The best part of the game is the insane word definitions that you sometimes can't resist writing down, even though you know they will not attract any votes.

  • 3
    Fun game, but I'm not sure I'd recommend it for learning a language; it relies on words so obscure that none of the players knows them, which tend not to be the most useful for someone learning the language to learn, since, well, most native speakers won't even know those words. Commented Feb 9, 2011 at 22:40
  • 1
    Very true - but the question was also about enriching your vocabulary, and in theory it's good for that. However, in practice the fake explanations are often more memorable than the true ones, so it doesn't really work that well.
    – Erik P.
    Commented Feb 10, 2011 at 15:33


http://www.toycrossing.com/quiddler/basic-rules.shtml (follow the link to see the rules)

is "a cross between Scrabble and Rummy" that might suit your needs - it's just a deck of cards with letters on really, so you could probably make your own if you needed to, and it'd be good for playing on trains too!

I enjoyed it the few times I played it, though it suffers from all the same problems as Scrabble: one player with a phenomenal vocabulary can easily outmatch the rest of table; plus you will definitely need a good dictionary on hand to resolve disputes!
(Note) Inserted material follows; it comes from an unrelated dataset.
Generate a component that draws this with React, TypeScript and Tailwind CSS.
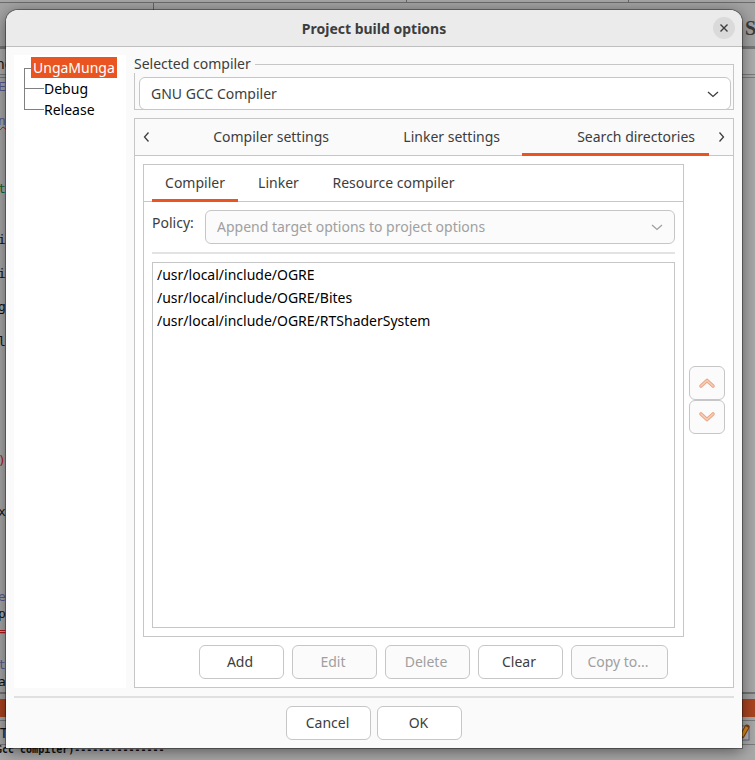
import React, { useState } from "react";

const codeFragments = [
  { text: "E", place: "top-[0px] text-[#5c5c94]" },
  { text: "n", place: "top-[34px] text-[#5c5c94] underline decoration-wavy decoration-[#b01818] decoration-1" },
  { text: "t", place: "top-[102px] text-[#0e6b2a]" },
  { text: "i", place: "top-[153px] text-[#111]" },
  { text: "i", place: "top-[187px] text-[#111]" },
  { text: "g", place: "top-[220px] text-[#111]" },
  { text: "l", place: "top-[255px] text-[#111]" },
  { text: ")", place: "top-[374px] text-[#b01818]" },
  { text: "x", place: "top-[425px] text-[#111]" },
  { text: "e", place: "top-[510px] text-[#5c5c94]" },
  { text: "p", place: "top-[527px] text-[#111]" },
  { text: "=", place: "top-[544px] text-[#b01818]" },
  { text: "t", place: "top-[578px] text-[#5c5c94]" },
  { text: "a", place: "top-[595px] text-[#111]" },
];

function Backdrop() {
  return (
    <div aria-hidden="true" className="absolute inset-0 flex flex-col overflow-hidden bg-[#a9a9a9]">
      <div className="flex h-[3px] shrink-0 border-b border-[#6c6c6c] bg-[#a6a6a6]">
        <div className="w-[407px] border-r border-[#666]" />
        <div className="w-[222px] border-r border-[#666]" />
      </div>
      <div className="flex h-[43px] shrink-0 justify-between bg-[#a3a3a3]">
        <div className="w-[154px] border-r border-[#666]" />
        <div className="w-[10px] pt-[11px] font-['Liberation_Serif',serif] text-[20px] font-bold leading-[28px] text-[#3c3c3c]">S</div>
      </div>
      <div className="h-[3px] shrink-0 bg-[#777]" />
      <div className="h-[26px] shrink-0 border-b border-[#7c7c7c] bg-[#aeaeae] pt-[6px] font-['Noto_Sans',sans-serif] text-[14px] leading-[18px] text-[#111]">
        <span className="-ml-1">ne</span>
      </div>
      <div className="h-[3px] shrink-0 border-b border-[#7c7c7c]" />
      <div className="relative min-h-0 flex-1 border-b-2 border-[#747474] font-['DejaVu_Sans_Mono',monospace] text-[13px] leading-[17px]">
        {codeFragments.map((f, i) => (
          <span key={i} className={`absolute left-[-2px] ${f.place}`}>
            {f.text}
          </span>
        ))}
      </div>
      <div className="h-[5px] shrink-0 bg-[#a3a3a3]" />
      <div className="h-[18px] shrink-0 bg-[#ac4420]" />
      <div className="h-1 shrink-0 border-b border-[#7c7c7c]" />
      <div className="flex h-[24px] shrink-0 items-center justify-between border-b border-[#7c7c7c] font-['Noto_Sans',sans-serif] text-[14px] text-[#111]">
        <span>T</span>
        <svg width="16" height="18" viewBox="0 0 16 18" className="mr-1">
          <rect x="1" y="2" width="13" height="14" fill="#b5b5b8" stroke="#656580" />
          <path d="M7 12 L12 3" stroke="#7e3e12" strokeWidth="5" strokeLinecap="round" />
          <path d="M7 12 L12 3" stroke="#d98c1c" strokeWidth="3" />
        </svg>
      </div>
      <div className="h-[15px] shrink-0 overflow-hidden whitespace-pre font-['DejaVu_Sans_Mono',monospace] text-[10px] font-bold leading-[9px] text-[#111]">
        <div className="-ml-1">Gcc compiler)---------------</div>
      </div>
    </div>
  );
}

function Chevron({ d, className = "" }: { d: string; className?: string }) {
  return (
    <svg width="16" height="16" viewBox="0 0 16 16" fill="none" stroke="currentColor" strokeWidth="1.3" className={className}>
      <path d={d} />
    </svg>
  );
}

const DOWN = "M3 6 L8 10.5 L13 6";

function PushButton({ label, disabled = false, wide = false }: { label: string; disabled?: boolean; wide?: boolean }) {
  return (
    <button
      type="button"
      disabled={disabled}
      className={`h-[34px] rounded-md border border-[#c6c6c6] pr-0.5 pb-0.5 ${wide ? "w-[97px]" : "w-[85px]"} ${
        disabled ? "bg-[#fbfbfb] text-[#a0a0a0]" : "bg-white text-[#3d3d3d]"
      }`}
    >
      {label}
    </button>
  );
}

function ArrowButton({ up = false }: { up?: boolean }) {
  const d = up ? "M3 11 L9 5.5 L15 11" : "M3 5 L9 10.5 L15 5";
  return (
    <button
      type="button"
      disabled
      aria-label={up ? "Move up" : "Move down"}
      className="flex h-[34px] w-9 items-center justify-center rounded-md border border-[#c6c6c6] bg-[#fbfbfb] pr-px"
    >
      <svg width="18" height="16" viewBox="0 0 18 16" fill="none" strokeLinecap="round" strokeLinejoin="round">
        <path d={d} stroke="#eba68f" strokeWidth="3.6" />
        <path d={d} stroke="#f5cfae" strokeWidth="1.6" />
      </svg>
    </button>
  );
}

function ProjectTree() {
  return (
    <nav aria-label="Targets" className="w-28 shrink-0 bg-white pt-[2px] pl-[10px] leading-[21px] text-black">
      <div className="flex items-center">
        <span className="h-[10px] w-[7px] self-end border-t border-l border-[#808080]" />
        <span className="bg-[#e95420] px-[2px] text-white">UngaMunga</span>
      </div>
      {["Debug", "Release"].map((name) => (
        <div key={name} className="flex h-[21px]">
          <span className="h-[11px] w-5 border-b border-l border-[#808080]" />
          <span className={name === "Debug" ? "-ml-5 border-l border-[#808080] pl-[19px]" : ""}>{name}</span>
        </div>
      ))}
    </nav>
  );
}

const paths = [
  "/usr/local/include/OGRE",
  "/usr/local/include/OGRE/Bites",
  "/usr/local/include/OGRE/RTShaderSystem",
];

const scopes = [
  { name: "Compiler", size: "w-[86px]" },
  { name: "Linker", size: "w-[65px]" },
  { name: "Resource compiler", size: "w-[149px]" },
];

function SearchDirectories() {
  const [tab, setTab] = useState("Compiler");
  return (
    <div className="flex min-w-0 flex-1 flex-col border border-[#c6c6c6]">
      <div role="tablist" className="flex h-[37px] shrink-0 gap-2 border-b border-[#c6c6c6] px-2">
        {scopes.map((s) => (
          <button
            key={s.name}
            type="button"
            role="tab"
            aria-selected={tab === s.name}
            onClick={() => setTab(s.name)}
            className={`-mb-px border-b-[3px] ${s.size} ${tab === s.name ? "border-[#e95420]" : "border-transparent"}`}
          >
            {s.name}
          </button>
        ))}
      </div>
      <div className="flex min-h-0 flex-1 flex-col p-2">
        <div className="flex">
          <label htmlFor="policy" className="w-[53px] leading-[26px]">
            Policy:
          </label>
          <div className="relative flex-1">
            <select
              id="policy"
              disabled
              className="h-[34px] w-full appearance-none rounded-md border border-[#c6c6c6] bg-[#fbfbfb] pb-0.5 pl-[11px] text-[#a0a0a0] opacity-100"
            >
              <option>Append target options to project options</option>
            </select>
            <Chevron d={DOWN} className="pointer-events-none absolute top-[9px] right-[10px] text-[#a0a0a0]" />
          </div>
        </div>
        <div className="my-2 h-[2px] shrink-0 bg-[#e3e3e3]" />
        <ul className="flex-1 border border-[#c6c6c6] bg-white px-1 leading-[23px] text-black">
          {paths.map((p) => (
            <li key={p}>{p}</li>
          ))}
        </ul>
      </div>
    </div>
  );
}

const pages = [
  { name: "Compiler settings", size: "w-[184px]" },
  { name: "Linker settings", size: "w-[163px]" },
  { name: "Search directories", size: "w-[187px]" },
];

export default function App() {
  const [page, setPage] = useState("Search directories");
  return (
    <div className="relative flex min-h-screen pt-[10px] pr-[13px] pb-3 pl-[6px] font-['Noto_Sans','Open_Sans',sans-serif] text-[14px] text-[#3d3d3d]">
      <Backdrop />
      <main className="relative flex min-w-0 flex-1 flex-col rounded-t-xl bg-[#fafafa] shadow-[0_0_0_1px_rgba(0,0,0,0.35),0_3px_16px_rgba(0,0,0,0.5)]">
        <header className="relative flex h-[37px] shrink-0 items-center justify-center rounded-t-xl border-b border-[#bfbfbf] bg-[#ebebeb]">
          <h1 className="font-bold">Project build options</h1>
          <button
            type="button"
            aria-label="Close"
            className="absolute top-[7px] right-[7px] flex size-[22px] items-center justify-center rounded-full bg-[#dadada]"
          >
            <svg width="8" height="8" viewBox="0 0 8 8" stroke="#3d3d3d" strokeWidth="1.4">
              <path d="M0.5 0.5 L7.5 7.5 M7.5 0.5 L0.5 7.5" />
            </svg>
          </button>
        </header>

        <div className="flex flex-1 gap-2 p-2">
          <ProjectTree />
          <div className="flex min-w-0 flex-1 flex-col gap-2">
            <fieldset className="min-w-0 border border-[#c6c6c6] pt-1 pr-[2px] pl-1">
              <legend className="relative -ml-[5px] h-[18px] bg-[#fafafa] pr-1 leading-[18px]">
                <label htmlFor="compiler">Selected compiler</label>
              </legend>
              <div className="relative -mb-px">
                <select
                  id="compiler"
                  className="block h-[33px] w-full appearance-none rounded-md border border-[#c6c6c6] bg-white pl-[11px]"
                >
                  <option>GNU GCC Compiler</option>
                </select>
                <Chevron d={DOWN} className="pointer-events-none absolute top-[9px] right-[10px]" />
              </div>
            </fieldset>

            <section className="flex flex-1 flex-col border border-[#c6c6c6] bg-white">
              <div className="flex h-[37px] shrink-0 border-b border-[#c6c6c6] bg-[#fafafa]">
                <button type="button" aria-label="Previous tab" className="flex w-6 items-center justify-center">
                  <Chevron d="M9.5 3.5 L5.5 8 L9.5 12.5" />
                </button>
                <div role="tablist" className="flex min-w-0 flex-1 justify-between gap-2">
                  {pages.map((p) => (
                    <button
                      key={p.name}
                      type="button"
                      role="tab"
                      aria-selected={page === p.name}
                      onClick={() => setPage(p.name)}
                      className={`-mb-px border-b-[3px] pr-[14px] text-right whitespace-nowrap ${p.size} ${
                        page === p.name ? "border-[#e95420]" : "border-transparent"
                      }`}
                    >
                      {p.name}
                    </button>
                  ))}
                </div>
                <button type="button" aria-label="Next tab" className="flex w-6 items-center justify-center">
                  <Chevron d="M6.5 3.5 L10.5 8 L6.5 12.5" />
                </button>
              </div>
              <div className="flex flex-1 flex-col gap-2 p-2">
                <div className="flex flex-1 gap-[5px]">
                  <SearchDirectories />
                  <div className="flex flex-col justify-center pb-0.5">
                    <ArrowButton up />
                    <ArrowButton />
                  </div>
                </div>
                <div className="flex justify-center gap-2 pr-0.5">
                  <PushButton label="Add" />
                  <PushButton label="Edit" disabled />
                  <PushButton label="Delete" disabled />
                  <PushButton label="Clear" />
                  <PushButton label="Copy to..." disabled wide />
                </div>
              </div>
            </section>
          </div>
        </div>

        <footer className="px-2 pb-2">
          <div className="h-[2px] bg-[#e0e0e0]" />
          <div className="flex justify-center gap-[6px] pt-2">
            <PushButton label="Cancel" />
            <PushButton label="OK" />
          </div>
        </footer>
      </main>
    </div>
  );
}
  • Think about which kind of game would you come up if you could play poker with this kind of cards? A-1, B-2, C-3,...,25-Z and then color cards 1-12 with red, 14-25 with blue and 13 would be a poker. Again but with two other colours. Is it already a poker or Quiddler-Scrabble-poker? Reuse at the best :)
    – hhh
    Commented Feb 9, 2011 at 20:42
  • My wife and I tried Quiddler but we lost interest pretty quickly. On many hands one or both players are in a position to lay down their cards immediately after the deal. I should post a question about good alternate rules. Commented Mar 3, 2011 at 8:58
  • @Ben - Yeah, I kind of agree. I was in the fortunate position of being a power Scrabble enthusiast at a table of non-word-gamey people, so I pretty much destroyed the competition, and everyone swore never to play me again! Having said all that I think it's still a fairly good answer to the original question, asking for a game that would let non-native-speakers practice their vocabulary in a fun way... Commented Mar 3, 2011 at 17:24


I have a board game called Quizzle in Dutch. I couldn't find the English name - I'm not sure it even exists in English. The idea is, every player has an 8x8 square board in front of them and places letters and "black squares" on it; players take turns selecting one or multiple letters that they can use, and then every player has to use a copy of that letter on their board. This yields a crossword-like arrangement on every player's board. At the end of the game, you get points for every horizontally or vertically oriented valid Dutch word delimited by either the edge of the board or the black squares.



Though it may be too similar to Scrabble, as an answer to your question, in Bananagrams your playing a more or less solo scrabble board. Playing tiles to make words in a "crossword"/Scrabble pattern. When playing with others, there's a speed feel because when a player uses up their last tile, they yell "peel!" and everyone else is forced to take another tile and added it to their pile of tiles. It's pretty enjoyable. I've rarely seen a game won by someone making a come back, once you're beating everyone a win is almost guaranteed.